Ph.D. School: University of Cincinnati
Family: Badra De Silva (wife), Dinuk De Silva (Son)
Interests/hobbies: Outdoors, nature, sports
Web page address: http://bingweb.binghamton.edu/~tdesilva
First of all, I assume that what you meant by oxygen on the moon is oxygen in gaseous form above the ground. Let us first try to answer the question "why there is oxygen on the Earth?" If you throw an object straight up, it will rise until the acceleration stops it, momentarily, due to gravity, then return to the Earth. The acceleration is a measure of how fast an object gains speed. Notice that the object slows down on the way up as the direction of the motion and the constant acceleration are opposite to each other. On its way down, the object speeds up. Can you throw an object straight up so that it never returns to the Earth? The answer is yes. If you throw the object with enough initial upward speed, it will leave the Earth. The minimum speed you need to acheive this condition is called "escape velocity" (velocity needed to escape gravity). The escape velocity depends on gravity. Gravity or the gravitational force is a force of attraction that exists between any two masses.
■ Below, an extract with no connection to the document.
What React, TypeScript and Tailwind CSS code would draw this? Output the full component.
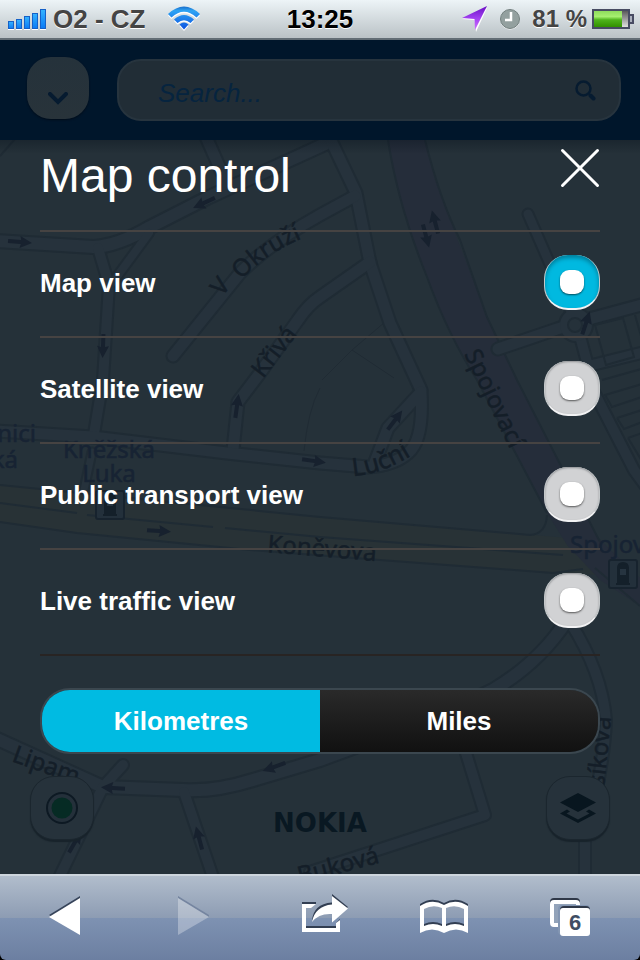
import { useState } from "react";

type Road = { d: string; w: number };

const roads: Road[] = [
  { w: 14, d: "M-5 241L93 247Q118 246 150 227L207 198L325 144" },
  { w: 13, d: "M203 130L226 182" },
  { w: 13, d: "M326 130L356 193L370 263L390 323L421 390" },
  { w: 13, d: "M173 356L240 273Q270 243 320 215L355 196" },
  { w: 13, d: "M370 262L320 297Q308 305 298 320L260 373L238 402L233 450" },
  { w: 12, d: "M98 248L109 285L103 380L94 434" },
  { w: 10, d: "M149 233L113 282" },
  { w: 13, d: "M-5 431L93 437L227 453L320 463L368 467Q395 465 408 453Q424 440 421 392L388 428L375 462" },
  { w: 9, d: "M92 452L84 490" },
  { w: 11, d: "M528 214L567 303L577 325" },
  { w: 13, d: "M498 349L557 329L593 318L645 304" },
  { w: 12, d: "M577 325L588 366L645 352" },
  { w: 12, d: "M594 392L634 470L645 485" },
  { w: 14, d: "M567 620Q540 662 493 690L440 716L320 760L253 780Q215 792 183 790L103 787L-5 738" },
  { w: 12, d: "M570 622Q602 672 606 720Q604 770 585 835V880" },
  { w: 12, d: "M462 740L485 815L310 872" },
  { w: 12, d: "M184 792L214 880" },
  { w: 12, d: "M123 765L103 787L58 880" },
];

const arrows: [number, number, number][] = [
  [20, 242, 5], [204, 203, 155], [103, 346, 92], [237, 406, -82], [395, 420, -53],
  [314, 461, 8], [159, 531, 4], [274, 767, 160], [113, 788, 183], [199, 838, -105],
  [586, 323, -72], [435, 222, -105], [426, 236, 75], [75, 842, -60],
];

const labels = [
  { id: "okruzi-v", d: "M222 297L246 267", text: "V", size: 24 },
  { id: "okruzi", d: "M242 280Q266 251 318 232", text: "Okruží", size: 24 },
  { id: "kriva", d: "M263 379L310 318", text: "Křivá", size: 24 },
  { id: "spojovaci", d: "M464 354L520 470", text: "Spojovací", size: 24 },
  { id: "lucni", d: "M353 476Q385 474 420 450", text: "Luční", size: 25 },
  { id: "konevova", d: "M267 552L400 563", text: "Koněvova", size: 24 },
  { id: "lipam", d: "M11 761L100 793", text: "Lipam", size: 24 },
  { id: "bukova", d: "M300 884L390 860", text: "Buková", size: 24 },
  { id: "sikova", d: "M604 787L614 690", text: "síkova", size: 24 },
];

function Station({ x, y }: { x: number; y: number }) {
  return (
    <g transform={`translate(${x} ${y})`}>
      <rect x="1" y="1" width="28" height="28" rx="2" fill="#23303b" stroke="#17232e" strokeWidth="2" />
      <path d="M10 23V9Q10 4 15 4Q20 4 20 9V23ZM8 25H22" fill="#14202a" stroke="#14202a" strokeWidth="2" />
      <path d="M12 10H18V16H12Z" fill="#263440" />
    </g>
  );
}

function CityMap() {
  return (
    <svg
      className="absolute inset-0 h-full w-full"
      viewBox="0 140 640 734"
      preserveAspectRatio="xMidYMid slice"
      aria-hidden="true"
    >
      <defs>
        <linearGradient id="mapShade" x1="0" y1="0" x2="0" y2="1">
          <stop offset="0" stopColor="#000a14" stopOpacity="0.28" />
          <stop offset="1" stopColor="#000a14" stopOpacity="0" />
        </linearGradient>
      </defs>
      <rect x="-400" y="-400" width="1500" height="1900" fill="#253139" />
      <path
        d="M0 485L320 517L533 535L590 540L600 575L553 573L380 560L250 550L77 533L0 522Z"
        fill="#283236"
      />
      <path
        d="M388 140Q398 205 427 277Q448 335 477 380L547 513L567 545L600 580L640 606V578L597 537L517 380L487 317L435 180L425 140Z"
        fill="#252d3a"
      />
      <g fill="none" stroke="#1f2b34" strokeWidth="2">
        <path d="M0 485L320 517L530 535Q546 534 547 515" />
        <path d="M0 503L77 513M87 515L213 527M225 528L320 537L563 555" />
        <path d="M0 522L77 533L250 550L380 560L553 573L583 569" />
        <path d="M388 140Q398 205 427 277Q448 335 477 380L547 513M595 568L640 606" />
        <path d="M425 140Q440 200 460 240L487 317L517 380L600 542" />
        <path d="M0 156L15 139" />
      </g>
      <g fill="none" stroke="#202b34">
        <path d="M385 322L352 350L394 378M352 350L322 380M320 388Q308 410 304 451" />
      </g>
      <g fill="none" strokeLinecap="round" strokeLinejoin="round">
        {roads.map((r) => (
          <path key={r.d} d={r.d} stroke="#1f2b34" strokeWidth={r.w + 2} />
        ))}
        <circle cx="576" cy="325" r="18" fill="#1f2b34" />
        {roads.map((r) => (
          <path key={r.d} d={r.d} stroke="#26323c" strokeWidth={r.w - 2} />
        ))}
        <circle cx="576" cy="325" r="16" fill="#26323c" />
        <circle cx="575" cy="325" r="7" stroke="#1f2b34" strokeWidth="2" fill="#25313a" />
      </g>
      <g fill="none" stroke="#1f2b34" strokeWidth="2">
        <path d="M595 325L623 318L634 357L606 365ZM635 315L645 350" />
        <path d="M602 380L645 368M605 395L642 384V397L612 407ZM617 418L645 409M617 418L624 429L645 421M628 438L645 432M628 438L645 466" />
      </g>
      <g fill="#17212e">
        {arrows.map(([x, y, a]) => (
          <path
            key={`${x}-${y}`}
            transform={`translate(${x} ${y}) rotate(${a})`}
            d="M-12 -2H1L0 -6L12 0L0 6L1 2H-12Z"
          />
        ))}
      </g>
      <Station x={95} y={490} />
      <Station x={608} y={559} />
      <g className="font-['Noto_Sans','Open_Sans',sans-serif]" fill="#141e28" stroke="#141e28" strokeWidth="0.5">
        {labels.map((l) => (
          <g key={l.id}>
            <path id={l.id} d={l.d} fill="none" stroke="none" />
            <text fontSize={l.size}>
              <textPath href={`#${l.id}`}>{l.text}</textPath>
            </text>
          </g>
        ))}
        <g fill="#172333" stroke="#172333" fontSize="24">
          <text x="109" y="458" textAnchor="middle">Kněžská</text>
          <text x="109" y="482" textAnchor="middle">Luka</text>
          <text x="36" y="442" textAnchor="end">nici</text>
          <text x="18" y="468" textAnchor="end">ká</text>
          <text x="570" y="553">Spojov</text>
        </g>
      </g>
      <rect x="-400" y="140" width="1500" height="14" fill="url(#mapShade)" />
    </svg>
  );
}

function StatusBar() {
  return (
    <div className="grid h-10 grid-cols-[1fr_auto_1fr] items-center border-b-2 border-[#626d75] bg-linear-to-b from-[#edf4f7] to-[#bac2c6] font-bold text-[#444444]">
      <div className="flex items-center gap-[7px] pl-2">
        <svg width="38" height="22" viewBox="0 0 38 22" aria-label="Signal strength">
          <defs>
            <linearGradient id="sig" x1="0" y1="0" x2="0" y2="1">
              <stop offset="0" stopColor="#35b4ff" />
              <stop offset="1" stopColor="#0a7af5" />
            </linearGradient>
          </defs>
          <path d="M0 21.5H6M8 21.5H14M16 21.5H22M24 21.5H30M32 21.5H38" stroke="#fff" />
          <g fill="url(#sig)" stroke="#1561c8">
            <rect x=".5" y="13.5" width="5" height="7" />
            <rect x="8.500" y="11.500" width="5" height="9" />
            <rect x="16.500" y="8.500" width="5" height="12" />
            <rect x="24.500" y="5.500" width="5" height="15" />
            <rect x="32.500" y="1.500" width="5" height="19" />
          </g>
        </svg>
        <span className="text-[26px] leading-8 whitespace-nowrap [text-shadow:0_1px_0_#ffffff]">O2 - CZ</span>
        <svg className="ml-4" width="32" height="26" viewBox="0 0 32 26" aria-label="Wi-Fi">
          <defs>
            <linearGradient id="wifi" gradientUnits="userSpaceOnUse" x1="0" y1="0" x2="0" y2="24">
              <stop offset="0" stopColor="#1767c4" />
              <stop offset=".2" stopColor="#2ea4f4" />
              <stop offset="1" stopColor="#0a50e0" />
            </linearGradient>
          </defs>
          <g fill="#fff" transform="translate(0 1.500)">
            <path d="M0 8Q16 -7 32 8L28.500 11.500Q16 0 3.500 11.500Z" />
            <path d="M6 13.500Q16 4.500 26 13.500L22.500 17Q16 11.500 9.500 17Z" />
            <path d="M11.500 18.500Q16 14.500 20.500 18.500L16 23.500Z" />
          </g>
          <g fill="url(#wifi)">
            <path d="M0 8Q16 -7 32 8L28.500 11.500Q16 0 3.500 11.500Z" />
            <path d="M6 13.500Q16 4.500 26 13.500L22.500 17Q16 11.500 9.500 17Z" />
            <path d="M11.500 18.500Q16 14.500 20.500 18.500L16 23.500Z" />
          </g>
        </svg>
      </div>
      <time className="text-[26px] leading-8 text-black [text-shadow:0_1px_0_#ffffff]">13:25</time>
      <div className="flex items-center justify-end pr-[6px]">
        <svg width="26" height="26" viewBox="0 0 26 26" aria-label="Location in use">
          <defs>
            <linearGradient id="loc" x1="0" y1="0" x2="0" y2="1">
              <stop offset="0" stopColor="#6a0fc4" />
              <stop offset=".5" stopColor="#a040f0" />
              <stop offset="1" stopColor="#d070ff" />
            </linearGradient>
          </defs>
          <path d="M25 2L14 26L12.500 14L0 13Z" fill="#fff" />
          <path d="M25 0L13 24L12.500 13L0 12Z" fill="url(#loc)" />
        </svg>
        <svg className="ml-3" width="20" height="22" viewBox="0 0 20 22" aria-label="Alarm set">
          <circle cx="10" cy="12" r="9.500" fill="#fff" />
          <circle cx="10" cy="11" r="9.500" fill="#93a09f" stroke="#73807f" />
          <path d="M11 4V12H5" fill="none" stroke="#fff" strokeWidth="2.500" />
        </svg>
        <span className="ml-3 text-2xl leading-8 whitespace-nowrap [text-shadow:0_1px_0_#ffffff]">81 %</span>
        <svg className="ml-[5px]" width="42" height="22" viewBox="0 0 42 22" aria-label="Battery">
          <defs>
            <linearGradient id="bat" x1="0" y1="0" x2="0" y2="1">
              <stop offset="0" stopColor="#8fdc5c" />
              <stop offset=".35" stopColor="#a6f070" />
              <stop offset=".55" stopColor="#4fb41c" />
              <stop offset="1" stopColor="#329000" />
            </linearGradient>
            <linearGradient id="batEmpty" x1="0" y1="0" x2="0" y2="1">
              <stop offset="0" stopColor="#5a5a5a" />
              <stop offset="1" stopColor="#e0e0e0" />
            </linearGradient>
          </defs>
          <rect x="1" y="2" width="36" height="18" fill="#fff" stroke="#474b62" strokeWidth="2" />
          <rect x="30" y="3" width="6" height="16" fill="url(#batEmpty)" />
          <rect x="2" y="3" width="28" height="16" fill="url(#bat)" />
          <path d="M38 7H41V15H38" fill="#aab0bd" stroke="#474b62" strokeWidth="2" />
        </svg>
      </div>
    </div>
  );
}

function SearchHeader() {
  return (
    <header className="flex h-[100px] items-center gap-7 bg-[#00162b] pr-[19px] pl-[27px]">
      <button
        type="button"
        aria-label="Open menu"
        className="mb-1 flex h-[62px] w-[62px] shrink-0 items-center justify-center rounded-3xl bg-linear-to-b from-[#25323b] to-[#28333a] pt-5 shadow-[0_1px_2px_#000c18]"
      >
        <svg width="20" height="13" viewBox="0 0 20 13" aria-hidden="true">
          <path d="M2 2L10 10L18 2" fill="none" stroke="#061b30" strokeWidth="4" strokeLinecap="round" />
        </svg>
      </button>
      <label className="flex h-[62px] min-w-0 flex-1 items-center rounded-3xl border-2 border-[#27343e] bg-[#212d36] pr-[23px] pl-[39px]">
        <input
          type="search"
          aria-label="Search"
          placeholder="Search..."
          className="min-w-0 flex-1 bg-transparent pt-[6px] text-[26px] leading-8 italic outline-none placeholder:text-[#06243f] placeholder:opacity-100"
        />
        <svg width="21" height="21" viewBox="0 0 21 21" aria-hidden="true">
          <circle cx="8.500" cy="8.500" r="7" fill="none" stroke="#061b30" strokeWidth="2.500" />
          <path d="M15.500 15.500L18.500 18.500" stroke="#061b30" strokeWidth="4" strokeLinecap="round" />
        </svg>
      </label>
    </header>
  );
}

const views = ["Map view", "Satellite view", "Public transport view", "Live traffic view"];

function MapControl() {
  const [view, setView] = useState(views[0]);
  const [unit, setUnit] = useState("Kilometres");
  return (
    <section className="px-10 text-white">
      <div className="flex h-[90px] items-start justify-between pt-2">
        <h1 className="text-5xl leading-[56px]">Map control</h1>
        <button type="button" aria-label="Close">
          <svg width="40" height="40" viewBox="0 0 40 40" aria-hidden="true">
            <path d="M2.500 2.500L37.500 37.500M37.500 2.500L2.500 37.500" stroke="#fff" strokeWidth="3" strokeLinecap="round" />
          </svg>
        </button>
      </div>
      <div role="radiogroup" aria-label="Map type" className="border-b-2 border-[#282423]">
        {views.map((v) => (
          <label
            key={v}
            className="flex h-[106px] items-center justify-between border-t-2 border-[#464342] pb-[3px] text-[26px] leading-8 font-bold"
          >
            {v}
            <input
              type="radio"
              name="view"
              checked={view === v}
              onChange={() => setView(v)}
              className="flex h-[55px] w-14 shrink-0 appearance-none items-center justify-center rounded-3xl border-x border-b-2 border-x-[#c4c8ca] border-b-[#f2f2f3] bg-[#d1d2d4] shadow-[inset_0_1px_2px_#8d8f92] before:h-6 before:w-6 before:rounded-[9px] before:bg-white before:shadow-[0_1px_2px_rgba(0,0,0,0.6)] before:content-[''] checked:bg-[#00b9e0] checked:shadow-[inset_0_3px_4px_#007f9c]"
            />
          </label>
        ))}
      </div>
      <div
        role="group"
        aria-label="Distance unit"
        className="mt-8 flex h-[66px] overflow-hidden rounded-[30px] border-2 border-[#3b474f]"
      >
        {["Kilometres", "Miles"].map((u) => (
          <button
            key={u}
            type="button"
            aria-pressed={unit === u}
            onClick={() => setUnit(u)}
            className="flex-1 bg-linear-to-b from-[#2a2a2a] to-[#111111] text-[26px] leading-8 font-bold aria-pressed:from-[#00bbe2] aria-pressed:to-[#00bbe2]"
          >
            {u}
          </button>
        ))}
      </div>
    </section>
  );
}

const mapButton =
  "flex h-16 w-16 items-center justify-center rounded-3xl border border-[#1b262e] bg-[#26323b] shadow-[0_2px_1px_#18232b]";

function MapFooter() {
  return (
    <div className="mt-[22px] mb-[34px] flex items-center justify-between px-[30px]">
      <button type="button" aria-label="My location" className={mapButton}>
        <svg width="32" height="32" viewBox="0 0 32 32" aria-hidden="true">
          <circle cx="16" cy="16" r="15" fill="#24303a" stroke="#0d1923" strokeWidth="2" />
          <circle cx="16" cy="16" r="10.500" fill="#062b24" />
        </svg>
      </button>
      <span className="pt-[30px] font-['DejaVu_Sans',sans-serif] text-[26px] leading-8 font-bold text-[#091822]">
        NOKIA
      </span>
      <button type="button" aria-label="Map layers" className={mapButton}>
        <svg width="36" height="30" viewBox="0 0 36 30" aria-hidden="true">
          <path d="M18 0L36 9.500L18 19L0 9.500Z" fill="#08161f" />
          <path d="M7 16.500L0 20.500L18 30L36 20.500L29 16.500L26 18.500L29.500 20.500L18 26.500L6.500 20.500L10 18.500Z" fill="#08161f" />
        </svg>
      </button>
    </div>
  );
}

const toolButton = "flex items-center justify-center";
const bookPath =
  "M0 6Q12 -2 24 5Q36 -2 48 6V33Q36 26 24 33Q12 26 0 33ZM4 9V26Q13 22 22 26V8Q13 4 4 9ZM26 8V26Q35 22 44 26V9Q35 4 26 8Z";

function BrowserBar() {
  return (
    <div className="bg-black">
      <nav
        aria-label="Browser"
        className="grid h-[86px] grid-cols-5 items-center rounded-b-md border-t-2 border-[#cdd5dd] bg-[linear-gradient(#b1bdcc_0%,#8d9cb3_50%,#7e92b2_50%,#6c7fa1_100%)] pb-1"
      >
        <button type="button" aria-label="Back" className={toolButton}>
          <svg width="56" height="40" viewBox="0 0 56 40" aria-hidden="true">
            <path d="M44 0V37L13 19Z" fill="#37445a" />
            <path d="M44 2V39L13 21Z" fill="#fff" />
          </svg>
        </button>
        <button type="button" aria-label="Forward" disabled className={toolButton}>
          <svg width="56" height="40" viewBox="0 0 56 40" aria-hidden="true">
            <path d="M14 0V2L45 21V19Z" fill="#7585a0" />
            <path d="M14 2V39L45 21Z" fill="#fff" fillOpacity=".3" />
          </svg>
        </button>
        <button type="button" aria-label="Share" className={toolButton}>
          <svg width="56" height="44" viewBox="0 0 56 44" aria-hidden="true">
            <path d="M10 8H24V10H10ZM14 32H44V35H14ZM44 29L48 25V29Z" fill="#323e52" />
            <path d="M10 10H24L19 14H14V34H44V29L48 26V38H10Z" fill="#fff" />
            <path d="M20 27Q21 10 40 8.500V0L56 13L40 27V19Q25 18 20 27Z" fill="#323e52" />
            <path d="M20 28Q23 12 40 10.500V2L56 14.500L40 28.500V20Q27 19 20 28Z" fill="#fff" />
          </svg>
        </button>
        <button type="button" aria-label="Bookmarks" className={toolButton}>
          <svg width="56" height="40" viewBox="0 0 56 40" aria-hidden="true">
            <g fillRule="evenodd">
              <path d={bookPath} fill="#323e52" transform="translate(0 2)" />
              <path d={bookPath} fill="#fff" transform="translate(0 4)" />
            </g>
          </svg>
        </button>
        <button type="button" aria-label="Pages" className={toolButton}>
          <svg width="56" height="40" viewBox="0 0 56 40" aria-hidden="true">
            <rect x="4" y="4" width="26" height="24" rx="2" fill="none" stroke="#2f3848" strokeWidth="4" />
            <rect x="4" y="6" width="26" height="23" rx="2" fill="#93a3b9" stroke="#fff" strokeWidth="4" />
            <rect x="10" y="9" width="32" height="30" rx="4" fill="#8396b2" />
            <rect x="12" y="10" width="30" height="28" rx="4" fill="#2f3848" />
            <rect x="12" y="12" width="30" height="28" rx="3" fill="#fff" />
            <text x="27" y="34" textAnchor="middle" fontSize="22" fontWeight="bold" fill="#3f4d63">
              6
            </text>
          </svg>
        </button>
      </nav>
    </div>
  );
}

export default function App() {
  return (
    <div className="flex min-h-screen flex-col overflow-hidden bg-[#253139] font-['Liberation_Sans',Arial,sans-serif]">
      <StatusBar />
      <SearchHeader />
      <main className="relative flex-1">
        <CityMap />
        <div className="relative">
          <MapControl />
          <MapFooter />
        </div>
      </main>
      <BrowserBar />
    </div>
  );
}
In other words, Earth's escape velocity depends on the mass and the radious of the moon. Since the moon is much smaller than the Earth, the moon's escape velocity is smaller than that of the Earth. How does this have anything to do with oxygen in the atmosphere? Gases are made up of individual atoms or molecules that are freely moving in random directions with wide variety of speeds. The measure of the speed of oxygen molecules is given by so called "Root-Mean-Square (RMS) speed." This speed depends on the mass and the temperature of the molecule. On the Earth's surface, the RMS speed of oxygen molecules is smaller than the Earth's escape velocity, so oxygen molecules do not escape the Earth. On the other hand, the RMS speed of oxygen molecules is larger than the moon's escape velocity. Therefore, if oxygen molecules are on the moon's surface, they will leave the moon. Here are the numbers: the RMS speed of oxygen molecules at zero Celsius temperature is about 4.6 km/s. The escape velocities of the Earth and moon on its surfaces are about 11km/s and 2.4 km/s respectively. Notice that the moon's escape velocity is smaller than the RMS speed of oxygen.
In conclusion, the moon's low gravity prevents it from keeping hold of the oxygen molecules on the atmosphere above the surface.